In the study, published in the journal Nanoscale, scientists produced graphene via a special, scalable technique and used it to develop hydrogen fuel cell catalysts. The research team, involving scientists from Queen Mary University of London and University College London (UCL), showed that this new type of graphene-based catalyst was more durable than commercially available catalysts and matched their performance.
Hydrogen fuel cells convert chemical energy into electrical power by combining hydrogen and oxygen with the aid of catalysts. As the only by-product of the reaction is water, they provide an efficient and environmentally friendly power source.
Platinum is the most widely used catalyst for these fuel cells, but its high cost is a big problem for the commercialisation of hydrogen fuel cells. To address this issue, commercial catalysts are typically made by decorating tiny nanoparticles of platinum onto a cheaper carbon support, however the poor durability of the material greatly reduces the lifetime of current fuel cells.
Previous research has suggested graphene could be an ideal support material for fuel cells due to its corrosion resistance, high surface area and high conductivity. However, the graphene used in the majority of experiments to-date contains many defects, meaning that the predicted improved resistance has not yet been achieved.
The technique described in the study produces high-quality graphene decorated with platinum nanoparticles in a one-pot synthesis. This process could be scaled up for mass production, opening up the use of graphene-based catalysts for widespread energy applications.

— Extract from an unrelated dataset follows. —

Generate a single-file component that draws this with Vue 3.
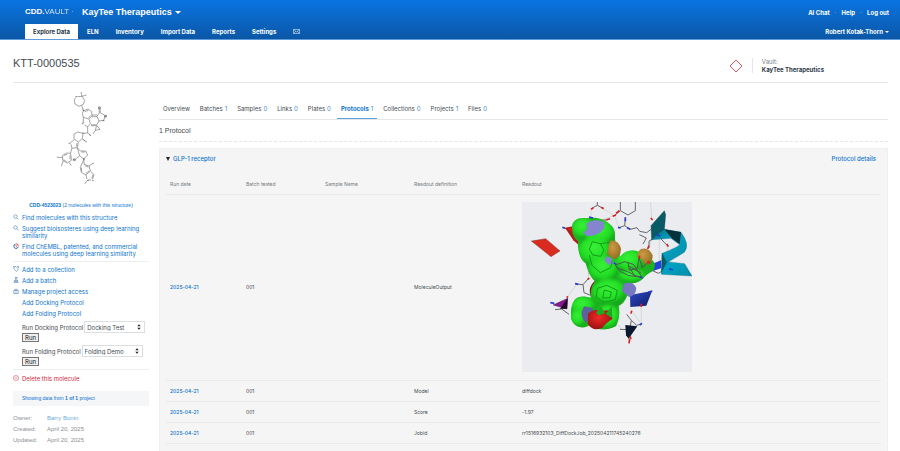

Professor Dan Brett, Professor of Electrochemical Engineering at UCL, said: "Satisfying global energy demands without damaging the environment is one of the great modern challenges. Hydrogen fuel cells can provide cleaner energy and are already used in some cars as an alternative to petrol or diesel. However, a big barrier to their widespread commercialisation is the ability for catalysts to withstand extensive cycling required for their use in energy applications. We've shown that by using graphene instead of the typical amorphous carbon as a support material we can create ultra-durable catalysts."
The researchers confirmed the durability of the graphene-based catalyst using a type of test based on those recommended by the US Department of Energy (DoE), known as accelerated stress tests. Accelerated stress tests deliberately stress the catalyst rapidly over many cycles in a short space of time, allowing scientists to assess the stability of new materials without having to use them in an operational fuel cell over a period of months or years.
Using these tests, the scientists showed that loss in activity over the same testing period was around 30 per cent lower in the newly developed graphene-based catalyst, compared with commercial catalysts.
Gyen Ming Angel, PhD student and lead author of the study, from UCL, said: "The DoE sets tests and targets for fuel cell durability, with one accelerated stress test to simulate normal operating conditions and one to simulate the high voltages experienced when starting up and shutting down the fuel cell. Most research studies in the graphene space only evaluate using one of the recommended tests. However, since we have high-quality graphene in our material, we have managed to achieve high durability in both tests and under long testing periods, which is important for the future commercialisation of these materials. We look forward to incorporating our new catalyst into commercial technology and realising the advantages of longer-life fuel cells."
Graphene is made from a single layer of carbon atoms arranged in a hexagonal lattice. Despite its relatively simple structure, graphene is thought to have remarkable properties including high electrical conductivity, high transparency and high flexibility.
Dr. Patrick Cullen, Lecturer in Renewable Energy from Queen Mary University of London, said: "Over the years, there's been a lot of hype around graphene and the vast number of promising applications for this material. However, the research community is still waiting for its full potential to be realised, and this has led to some negativity around this proposed 'wonder material'. This view isn't helped by the fact that many research studies on graphene use defective versions of graphene. We hope that this paper can restore faith in graphene and show that this material holds great potential for improving technology, like fuel cells, now and in the future."